The Homeowners assert that the above definition of “owner” means a record owner, which status can only be achieved by a filing in the Torrens office. The Homeowners argue that in order to satisfy *307these definitions, SRA must register with the Torrens office a deed to each individual condominium unit. Furthermore, the Homeowners assert that absent such a registration all Torrens certificates issued to SRA are in contravention of the Master Declaration and statutes discussed below and are thus ineffective as evidence of fee simple title. The progression of the Homeowners’ analysis is based on a combination of statutory provisions provided in the Torrens and Conveyancing acts. First, the Homeowners argue that under the Torrens Act, in order to register fee simple title to a dwelling unit, “[a]n owner of registered land may use any form of deed, mortgage, lease or other instrument which is legally sufficient for the purpose intended [and that] the act of registration shall be the operative act to convey or affect registered land.” (111. Rev. Stat. 1983, ch. 30, par. 93.) Next, the Homeowners argue that, under the Conveyancing Act, in order to convey fee simple to a dwelling unit, it is necessary to have a deed of conveyance. (See 111. Rev. Stat. 1983, ch. 30, par. 8.) Accordingly, the Homeowners contend that pursuant to the statutory provisions, as well as the Master Declaration, SRA must register a deed with the Torrens office, i.e., the operative act to convey registered land, in order to be considered an “Owner” and to validate the issuance of the 80 Torrens certificates.

We believe the Homeowners’ contention is incorrect. The underlying failure in the Homeowners’ position that SRA must register a deed is in their twofold premise; (1) that in order to become an “Owner” when submitting a parcel of land to the Condominium Property Act there must be a conveyance; and that (2) absent such a conveyance, title to newly created dwelling units under the Condominium Property Act does not vest in the party submitting the property to that Act.

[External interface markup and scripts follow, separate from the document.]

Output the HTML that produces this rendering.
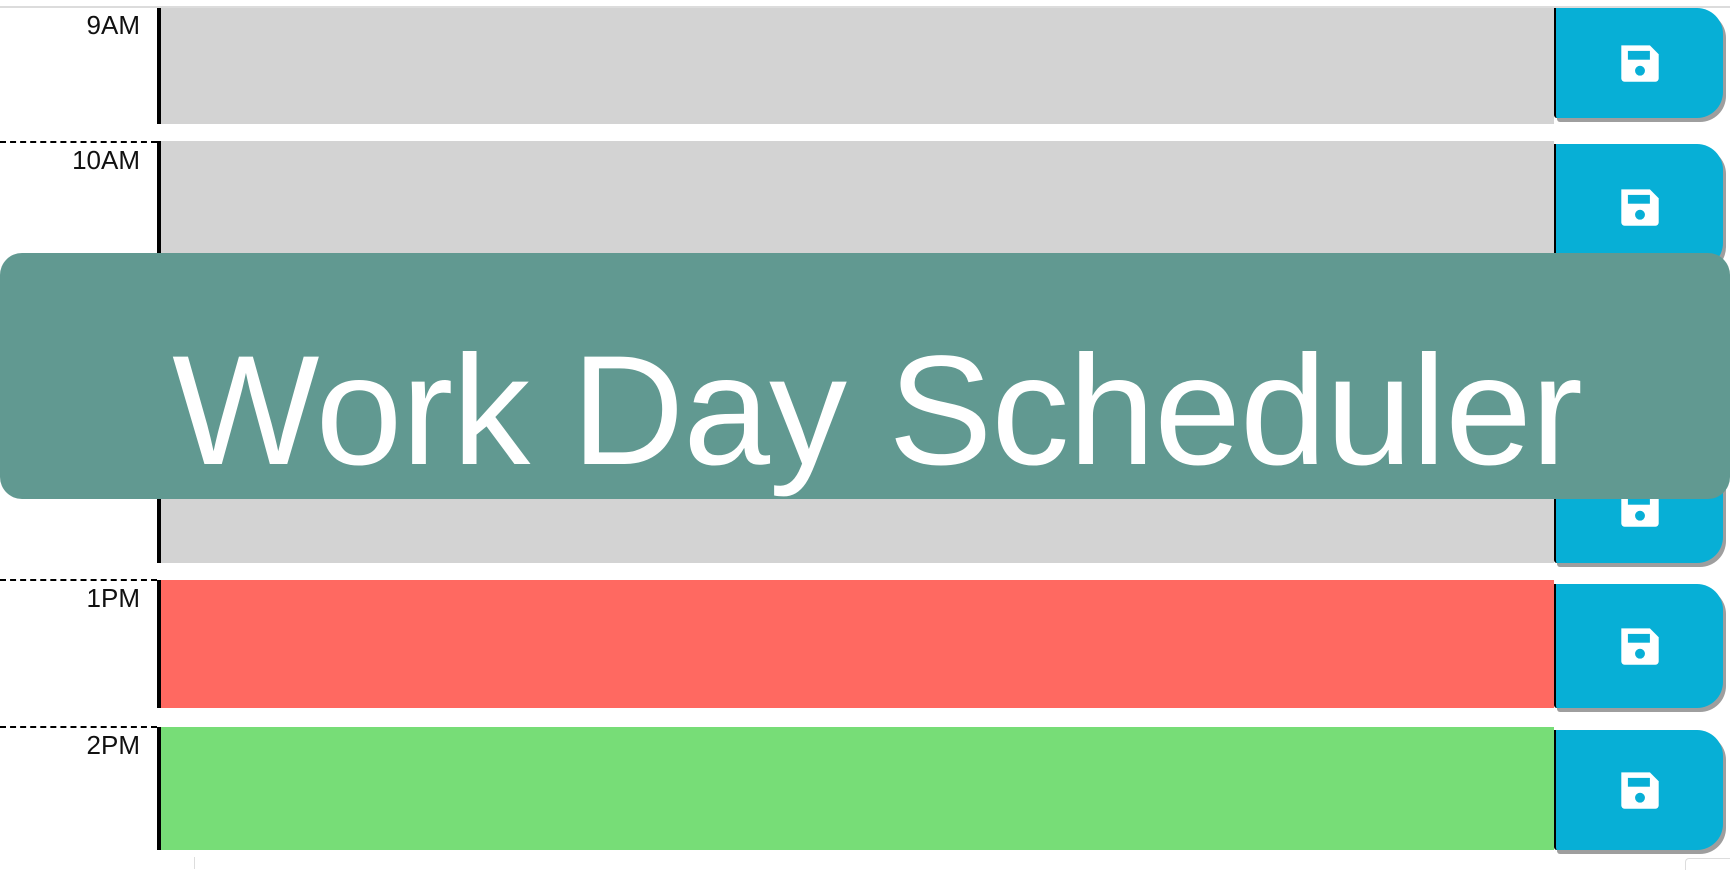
<!DOCTYPE html>
<html><head><style>
body{margin:0;width:1730px;height:869px;position:relative;overflow:hidden;background:#fff;font-family:"Liberation Sans",sans-serif}
.top{position:absolute;left:0;top:6px;width:1730px;height:2px;background:#dcdcdc}
.time{position:absolute;left:0;width:157px;padding-right:17px;text-align:right;font-size:26px;line-height:30px;color:#111;padding-top:2px;border-top:2px dashed #000;box-sizing:border-box}
.bar{position:absolute;left:157px;width:4px;background:#000}
.ta{position:absolute;left:161px;width:1393px}
.btn{position:absolute;left:1554px;width:169px;background:#07afd6;border-left:2px solid #000;border-radius:0 26px 26px 3px;box-shadow:3px 4px 0 #9e9e9e;box-sizing:border-box;display:flex;align-items:center;justify-content:center}
.hdr{position:absolute;left:0;top:253px;width:1730px;height:246px;background:#619991;border-radius:22px;color:#fff}
.hdr span{position:absolute;left:24px;right:0;top:80px;text-align:center;font-size:156px;line-height:156px;letter-spacing:-1px;white-space:nowrap}
</style></head><body>
<div class="top"></div>

<div class="time" style="top:8px;border-top:none">9AM</div><div class="bar" style="top:8px;height:116px"></div><div class="ta" style="top:8px;height:116px;background:#d3d3d3"></div>
<div class="btn" style="top:8px;height:110px"><svg width="44" height="44" viewBox="0 0 40 40"><path d="M3 4h26l8 8v22a3 3 0 0 1-3 3H6a3 3 0 0 1-3-3z" fill="#fff"/><rect x="9" y="9" width="20" height="8" fill="#07afd6"/><circle cx="20" cy="27" r="4.5" fill="#07afd6"/></svg></div>

<div class="time" style="top:141px">10AM</div><div class="bar" style="top:141px;height:128px"></div><div class="ta" style="top:141px;height:128px;background:#d3d3d3"></div>
<div class="btn" style="top:144px;height:125px"><svg width="44" height="44" viewBox="0 0 40 40"><path d="M3 4h26l8 8v22a3 3 0 0 1-3 3H6a3 3 0 0 1-3-3z" fill="#fff"/><rect x="9" y="9" width="20" height="8" fill="#07afd6"/><circle cx="20" cy="27" r="4.5" fill="#07afd6"/></svg></div>

<div class="time" style="top:287px">11AM</div><div class="bar" style="top:287px;height:128px"></div><div class="ta" style="top:287px;height:128px;background:#d3d3d3"></div>
<div class="btn" style="top:290px;height:125px"></div>

<div class="bar" style="top:432px;height:131px"></div><div class="ta" style="top:432px;height:131px;background:#d3d3d3"></div>
<div class="btn" style="top:436px;height:127px"><svg width="44" height="44" viewBox="0 0 40 40" style="margin-top:16px"><path d="M3 4h26l8 8v22a3 3 0 0 1-3 3H6a3 3 0 0 1-3-3z" fill="#fff"/><rect x="9" y="9" width="20" height="8" fill="#07afd6"/><circle cx="20" cy="27" r="4.5" fill="#07afd6"/></svg></div>

<div class="time" style="top:579px">1PM</div><div class="bar" style="top:580px;height:128px"></div><div class="ta" style="top:580px;height:128px;background:#ff6961"></div>
<div class="btn" style="top:584px;height:124px"><svg width="44" height="44" viewBox="0 0 40 40"><path d="M3 4h26l8 8v22a3 3 0 0 1-3 3H6a3 3 0 0 1-3-3z" fill="#fff"/><rect x="9" y="9" width="20" height="8" fill="#07afd6"/><circle cx="20" cy="27" r="4.5" fill="#07afd6"/></svg></div>

<div class="time" style="top:726px">2PM</div><div class="bar" style="top:727px;height:123px"></div><div class="ta" style="top:727px;height:123px;background:#77dd77"></div>
<div class="btn" style="top:730px;height:120px"><svg width="44" height="44" viewBox="0 0 40 40"><path d="M3 4h26l8 8v22a3 3 0 0 1-3 3H6a3 3 0 0 1-3-3z" fill="#fff"/><rect x="9" y="9" width="20" height="8" fill="#07afd6"/><circle cx="20" cy="27" r="4.5" fill="#07afd6"/></svg></div>

<div style="position:absolute;left:194px;top:857px;width:1px;height:12px;background:#ddd"></div>
<div style="position:absolute;left:1685px;top:858px;width:45px;height:11px;border:1px solid #ddd;border-radius:4px 0 0 0;border-right:none;border-bottom:none"></div>

<div class="hdr"><span>Work Day Scheduler</span></div>
</body></html>
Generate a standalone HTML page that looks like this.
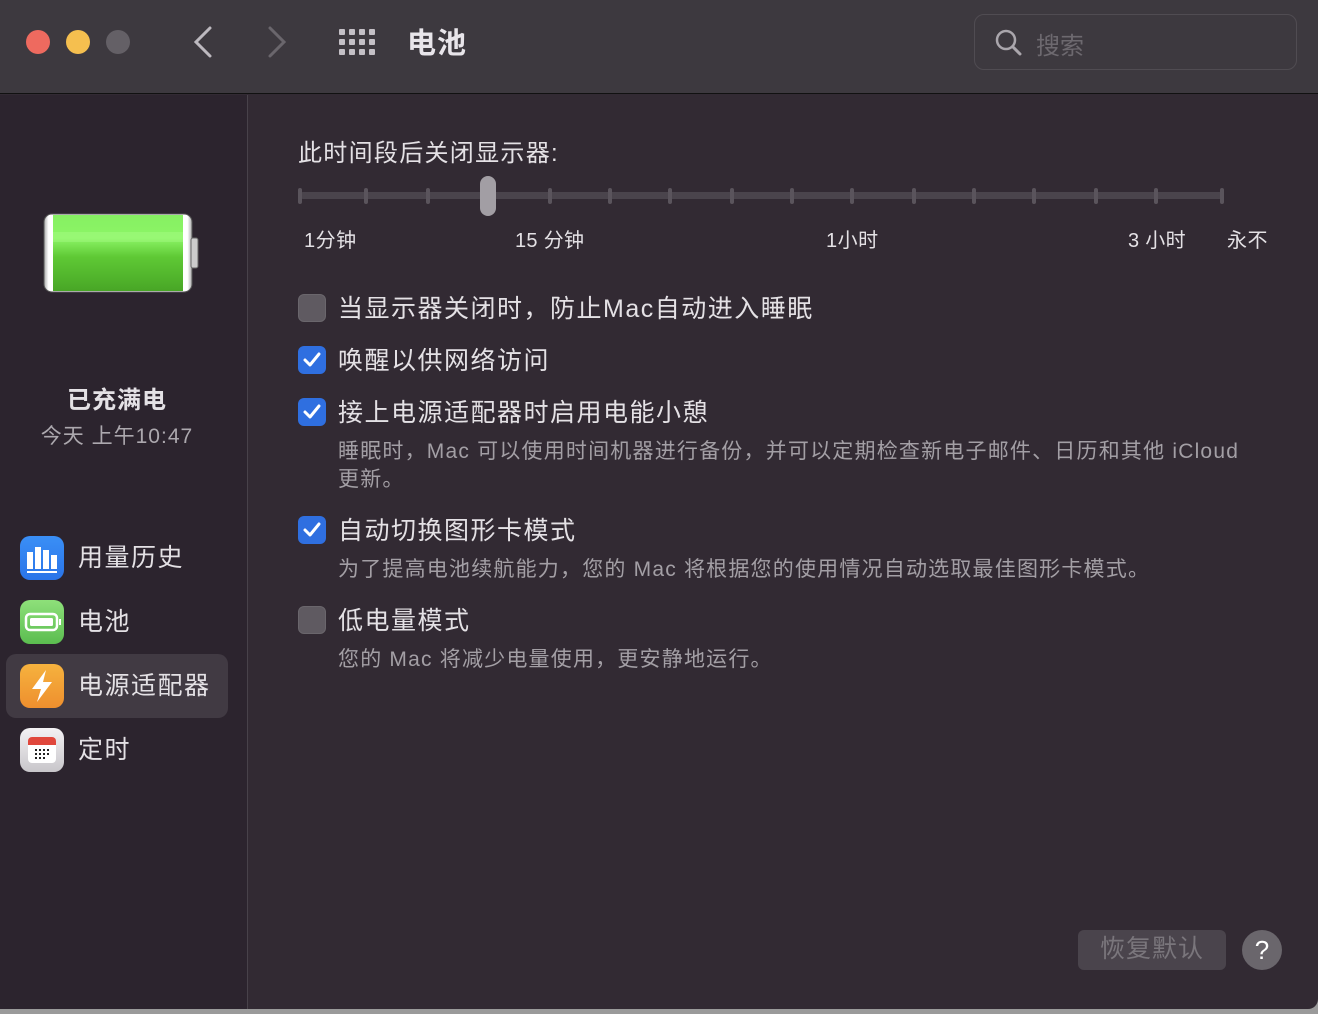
<!DOCTYPE html>
<html><head><meta charset="utf-8"><style>
*{margin:0;padding:0;box-sizing:border-box}
body{width:1318px;height:1014px;background:#9a9a9a;font-family:"Liberation Sans","Noto Sans CJK SC",sans-serif;position:relative;overflow:hidden}
.win{position:absolute;left:0;top:0;width:1318px;height:1009px;background:#322a33;border-radius:0 0 10px 0;overflow:hidden}
.tb{position:absolute;left:0;top:0;width:1318px;height:94px;background:#3d393f;border-bottom:1px solid #111}
.dot{position:absolute;top:30px;width:24px;height:24px;border-radius:50%}
.side{position:absolute;left:0;top:95px;width:248px;height:914px;background:#2c242e;border-right:1px solid #48424a}
.t{position:absolute;color:#e4e1e5;white-space:nowrap}
.lb{font-size:25px;letter-spacing:1.5px}
.cb{position:absolute;left:298px;width:28px;height:28px;border-radius:6px}
.off{background:#5f5a61;border:1px solid #6a666c}
.on{background:#2f6fe0}
.sub{position:absolute;left:338px;color:#a39fa5;font-size:21px;line-height:28px;letter-spacing:1.2px}
.ic{position:absolute;left:20px;width:44px;height:44px;border-radius:10px}
.tick{position:absolute;top:188px;width:4px;height:16px;background:#5a545c;border-radius:2px}
</style></head><body>
<div class="win">
<div class="tb">
 <div class="dot" style="left:26px;background:#ee6a5f"></div>
 <div class="dot" style="left:66px;background:#f5bf4f"></div>
 <div class="dot" style="left:106px;background:#646066"></div>
 <svg style="position:absolute;left:188px;top:24px" width="30" height="36"><path d="M22 4 L8 18 L22 32" stroke="#bdb9bf" stroke-width="3" fill="none" stroke-linecap="round"/></svg>
 <svg style="position:absolute;left:262px;top:24px" width="30" height="36"><path d="M8 4 L22 18 L8 32" stroke="#6a666c" stroke-width="3" fill="none" stroke-linecap="round"/></svg>
 <svg style="position:absolute;left:338px;top:28px" width="40" height="28" fill="#c4c0c6">
  <rect x="1" y="1" width="6" height="6" rx="1"/><rect x="11" y="1" width="6" height="6" rx="1"/><rect x="21" y="1" width="6" height="6" rx="1"/><rect x="31" y="1" width="6" height="6" rx="1"/>
  <rect x="1" y="11" width="6" height="6" rx="1"/><rect x="11" y="11" width="6" height="6" rx="1"/><rect x="21" y="11" width="6" height="6" rx="1"/><rect x="31" y="11" width="6" height="6" rx="1"/>
  <rect x="1" y="21" width="6" height="6" rx="1"/><rect x="11" y="21" width="6" height="6" rx="1"/><rect x="21" y="21" width="6" height="6" rx="1"/><rect x="31" y="21" width="6" height="6" rx="1"/></svg>
 <div class="t" style="left:407px;top:20px;font-size:29px;font-weight:bold;color:#e8e5ea;letter-spacing:1px">电池</div>
 <div style="position:absolute;left:974px;top:14px;width:323px;height:56px;border:1.5px solid #504c52;border-radius:10px;background:#3d393f"></div>
 <svg style="position:absolute;left:994px;top:28px" width="30" height="30"><circle cx="12" cy="12" r="9" stroke="#aaa6ac" stroke-width="2.5" fill="none"/><path d="M19 19 L26 26" stroke="#aaa6ac" stroke-width="3" stroke-linecap="round"/></svg>
 <div class="t" style="left:1036px;top:26px;font-size:24px;color:#6d696f">搜索</div>
</div>
<div class="side">
 <svg style="position:absolute;left:42px;top:117px" width="160" height="82">
  <defs><linearGradient id="g" x1="0" y1="0" x2="0" y2="1"><stop offset="0" stop-color="#86f062"/><stop offset=".3" stop-color="#8cf566"/><stop offset=".55" stop-color="#5fc935"/><stop offset="1" stop-color="#48a626"/></linearGradient>
  <linearGradient id="w" x1="0" y1="0" x2="1" y2="0"><stop offset="0" stop-color="#aaa"/><stop offset=".03" stop-color="#fff"/><stop offset=".97" stop-color="#fff"/><stop offset="1" stop-color="#aaa"/></linearGradient></defs>
  <rect x="2" y="2" width="148" height="78" rx="8" fill="url(#w)" stroke="#555" stroke-width="1"/>
  <rect x="11" y="3" width="130" height="76" fill="url(#g)"/>
  <rect x="11" y="20" width="130" height="10" fill="#b0ff90" opacity=".35"/>
  <rect x="149" y="26" width="7" height="30" rx="2" fill="#ccc" stroke="#666"/>
 </svg>
 <div class="t" style="left:0;width:234px;text-align:center;top:285px;font-size:24px;font-weight:bold;letter-spacing:1px">已充满电</div>
 <div class="t" style="left:0;width:234px;text-align:center;top:325px;font-size:21px;color:#aca8ae;letter-spacing:1px">今天 上午10:47</div>
 <div class="ic" style="top:441px;background:linear-gradient(#3a8ff6,#2a74e8)"><svg width="44" height="44" fill="#fff"><rect x="7" y="16" width="6" height="17"/><rect x="15" y="11" width="6" height="22"/><rect x="23" y="14" width="6" height="19"/><rect x="31" y="19" width="6" height="14"/><rect x="7" y="35" width="30" height="2"/></svg></div>
 <div class="t" style="left:78px;top:443px;font-size:25px;letter-spacing:1.5px">用量历史</div>
 <div class="ic" style="top:505px;background:linear-gradient(#8ee07a,#5bbd50)"><svg width="44" height="44"><rect x="6" y="14" width="31" height="16" rx="4" fill="none" stroke="#fff" stroke-width="2.5"/><rect x="10" y="18" width="23" height="8" rx="1.5" fill="#fff"/><rect x="39" y="19" width="2" height="6" fill="#fff"/></svg></div>
 <div class="t" style="left:78px;top:507px;font-size:25px;letter-spacing:1.5px">电池</div>
 <div style="position:absolute;left:6px;top:559px;width:222px;height:64px;border-radius:10px;background:#413a43"></div>
 <div class="ic" style="top:569px;background:linear-gradient(#f6b23e,#ee8f2e)"><svg width="44" height="44"><path d="M26 6 L12 25 L21 25 L17 38 L32 18 L23 18 Z" fill="#fff"/></svg></div>
 <div class="t" style="left:78px;top:571px;font-size:25px;letter-spacing:1.5px">电源适配器</div>
 <div class="ic" style="top:633px;background:linear-gradient(#f4f2f4,#c8c6ca)"><svg width="44" height="44"><rect x="8" y="9" width="28" height="26" rx="4" fill="#fff"/><path d="M8 13 a4 4 0 0 1 4 -4 h20 a4 4 0 0 1 4 4 v4 h-28z" fill="#e0473c"/><g fill="#222"><rect x="15" y="21" width="2" height="2"/><rect x="19" y="21" width="2" height="2"/><rect x="23" y="21" width="2" height="2"/><rect x="27" y="21" width="2" height="2"/><rect x="15" y="25" width="2" height="2"/><rect x="19" y="25" width="2" height="2"/><rect x="23" y="25" width="2" height="2"/><rect x="27" y="25" width="2" height="2"/><rect x="15" y="29" width="2" height="2"/><rect x="19" y="29" width="2" height="2"/><rect x="23" y="29" width="2" height="2"/></g></svg></div>
 <div class="t" style="left:78px;top:635px;font-size:25px;letter-spacing:1.5px">定时</div>
</div>

<div class="t" style="left:298px;top:133px;font-size:24px;letter-spacing:1.3px">此时间段后关闭显示器:</div>
<div style="position:absolute;left:300px;top:192px;width:924px;height:7px;background:#4a444c;border-radius:3px"></div>
<div class="tick" style="left:298px"></div><div class="tick" style="left:364px"></div><div class="tick" style="left:426px"></div>
<div class="tick" style="left:548px"></div><div class="tick" style="left:608px"></div><div class="tick" style="left:668px"></div>
<div class="tick" style="left:730px"></div><div class="tick" style="left:790px"></div><div class="tick" style="left:850px"></div>
<div class="tick" style="left:912px"></div><div class="tick" style="left:972px"></div><div class="tick" style="left:1032px"></div>
<div class="tick" style="left:1094px"></div><div class="tick" style="left:1154px"></div><div class="tick" style="left:1220px"></div>
<div style="position:absolute;left:480px;top:176px;width:16px;height:40px;border-radius:8px;background:#a29ea4"></div>
<div class="t" style="left:304px;top:224px;font-size:20px;letter-spacing:.5px">1分钟</div>
<div class="t" style="left:515px;top:224px;font-size:20px;letter-spacing:.3px">15 分钟</div>
<div class="t" style="left:826px;top:224px;font-size:20px;letter-spacing:.5px">1小时</div>
<div class="t" style="left:1128px;top:224px;font-size:20px;letter-spacing:.3px">3 小时</div>
<div class="t" style="left:1227px;top:224px;font-size:20px;letter-spacing:.5px">永不</div>

<div class="cb off" style="top:294px"></div>
<div class="t lb" style="left:338px;top:289px">当显示器关闭时，防止Mac自动进入睡眠</div>
<div class="cb on" style="top:346px"><svg width="28" height="28"><path d="M7 14 L12 19 L21 8" stroke="#fff" stroke-width="3" fill="none" stroke-linecap="round" stroke-linejoin="round"/></svg></div>
<div class="t lb" style="left:338px;top:341px">唤醒以供网络访问</div>
<div class="cb on" style="top:398px"><svg width="28" height="28"><path d="M7 14 L12 19 L21 8" stroke="#fff" stroke-width="3" fill="none" stroke-linecap="round" stroke-linejoin="round"/></svg></div>
<div class="t lb" style="left:338px;top:393px">接上电源适配器时启用电能小憩</div>
<div class="sub" style="top:438px;width:905px">睡眠时，Mac 可以使用时间机器进行备份，并可以定期检查新电子邮件、日历和其他 iCloud 更新。</div>
<div class="cb on" style="top:516px"><svg width="28" height="28"><path d="M7 14 L12 19 L21 8" stroke="#fff" stroke-width="3" fill="none" stroke-linecap="round" stroke-linejoin="round"/></svg></div>
<div class="t lb" style="left:338px;top:511px">自动切换图形卡模式</div>
<div class="sub" style="top:556px">为了提高电池续航能力，您的 Mac 将根据您的使用情况自动选取最佳图形卡模式。</div>
<div class="cb off" style="top:606px"></div>
<div class="t lb" style="left:338px;top:601px">低电量模式</div>
<div class="sub" style="top:646px">您的 Mac 将减少电量使用，更安静地运行。</div>

<div style="position:absolute;left:1078px;top:930px;width:148px;height:40px;border-radius:6px;background:#4a444c;color:#7a767c;font-size:25px;text-align:center;line-height:38px;letter-spacing:1px">恢复默认</div>
<div style="position:absolute;left:1242px;top:930px;width:40px;height:40px;border-radius:50%;background:#6a666c;color:#fff;font-size:26px;text-align:center;line-height:40px">?</div>
</div>
</body></html>
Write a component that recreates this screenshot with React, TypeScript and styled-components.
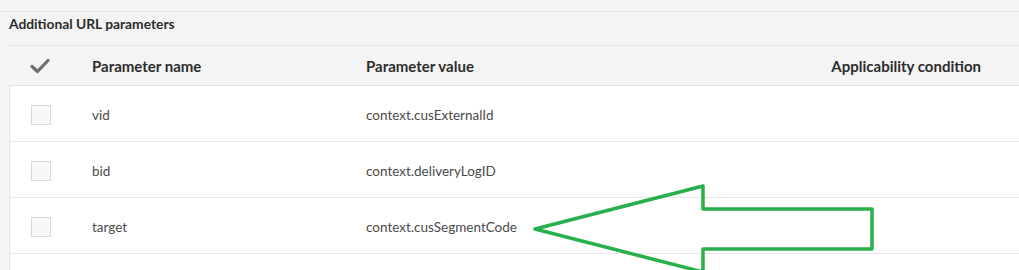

Contrary to the Homeowners’ first premise, that in order to become an owner when submitting land to the Condominium Property Act there must be a conveyance, is the fact that the registration of the declarations of condominium ownership and plats of survey is the operative act that affects the registered land. (See Ill. Rev. Stat. 1983, ch. 30, par. 93.) The Torrens Act provides that the act of registration is the operative act to convey or affect registered land and that an owner of registered land may use any form of deed, mortgage, lease or other instrument which is legally sufficient for the purpose intended. (Ill. Rev. Stat. 1983, ch. 30, par. 93.) The purpose intended by the registration of declarations of condominium ownership and plats of survey, i.e., “other instruments,” is to create condominium units and to vest title to those units in a fee simple owner of the underlying land. (See 15A Am. Jur. 2d Condominiums sec. 26, at 854-55 (1976); 28 U. Miami L. Rev. *308451 (1974).) Declarations of condominium ownership and plats of survey are legally sufficient for such purpose. (Ill. Rev. Stat. 1983, ch. 30, par. 306.) The registration of these documents changes the character of the property from a single parcel of land into separate dwelling units. Such a transition is not tantamount to a conveyance.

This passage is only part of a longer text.